Johannes Nider a décrit des événements diaboliques dans le Simmental.
Johannes Nider a décrit des événements diaboliques dans le Simmental. Nationalbibliothek Wien

C’est ce que l’on peut lire dans le livre Formicarius du théologien dominicain allemand Johannes Nider. L’ouvrage, écrit en 1430, est un traité de morale destiné à l’instruction des jeunes dominicains. Il est devenu une source principale pour le tristement célèbre Malleus Maleficarum («Le Marteau des sorcières»). Dans l’Europe des 15e et 16e siècles, ce dernier était le manuel de référence pour la chasse aux sorcières, qui a coûté la vie à des milliers de personnes.

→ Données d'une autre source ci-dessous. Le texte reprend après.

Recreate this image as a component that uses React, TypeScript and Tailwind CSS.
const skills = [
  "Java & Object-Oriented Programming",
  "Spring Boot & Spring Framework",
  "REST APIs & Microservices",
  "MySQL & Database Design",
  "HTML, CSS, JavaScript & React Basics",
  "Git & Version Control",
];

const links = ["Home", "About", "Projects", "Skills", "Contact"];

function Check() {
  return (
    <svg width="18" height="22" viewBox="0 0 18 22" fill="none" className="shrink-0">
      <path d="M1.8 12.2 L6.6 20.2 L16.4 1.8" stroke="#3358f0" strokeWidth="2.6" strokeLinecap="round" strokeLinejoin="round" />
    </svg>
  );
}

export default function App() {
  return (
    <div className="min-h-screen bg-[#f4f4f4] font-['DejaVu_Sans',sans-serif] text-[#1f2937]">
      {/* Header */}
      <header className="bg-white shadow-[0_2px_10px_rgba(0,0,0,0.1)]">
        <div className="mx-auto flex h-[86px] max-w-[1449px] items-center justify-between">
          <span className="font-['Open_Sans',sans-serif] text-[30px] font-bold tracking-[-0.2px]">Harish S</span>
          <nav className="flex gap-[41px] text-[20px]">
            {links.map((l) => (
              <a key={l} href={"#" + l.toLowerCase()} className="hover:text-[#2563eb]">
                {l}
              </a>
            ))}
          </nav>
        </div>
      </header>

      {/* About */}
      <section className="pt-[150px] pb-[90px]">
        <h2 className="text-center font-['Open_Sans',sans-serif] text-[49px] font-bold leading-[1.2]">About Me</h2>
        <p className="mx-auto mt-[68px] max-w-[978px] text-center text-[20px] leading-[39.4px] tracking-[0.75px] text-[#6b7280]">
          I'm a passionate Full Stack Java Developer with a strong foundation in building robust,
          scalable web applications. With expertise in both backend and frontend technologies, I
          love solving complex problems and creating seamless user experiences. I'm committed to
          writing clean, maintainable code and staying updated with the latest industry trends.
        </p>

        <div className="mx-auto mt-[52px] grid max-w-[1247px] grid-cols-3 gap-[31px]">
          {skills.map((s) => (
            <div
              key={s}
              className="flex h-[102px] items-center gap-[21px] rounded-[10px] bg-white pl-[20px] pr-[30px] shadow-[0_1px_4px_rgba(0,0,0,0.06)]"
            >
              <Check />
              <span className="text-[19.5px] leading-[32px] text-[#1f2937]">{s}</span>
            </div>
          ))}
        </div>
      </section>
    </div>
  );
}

«Les témoignages recueillis par Johannes Nider ont grandement contribué à la diffusion de la croyance en la sorcellerie et, en particulier, de la notion de sabbat des sorcières en Europe», explique Catherine Chêne, historienne à l’Université de Lausanne. Ses recherches portent sur les premières chasses aux sorcières en Suisse.

Mais la chasse aux sorcières dans le Simmental, que Johannes Nider décrit, a-t-elle vraiment eu lieu? Les historiennes et historiens n’en sont pas certains.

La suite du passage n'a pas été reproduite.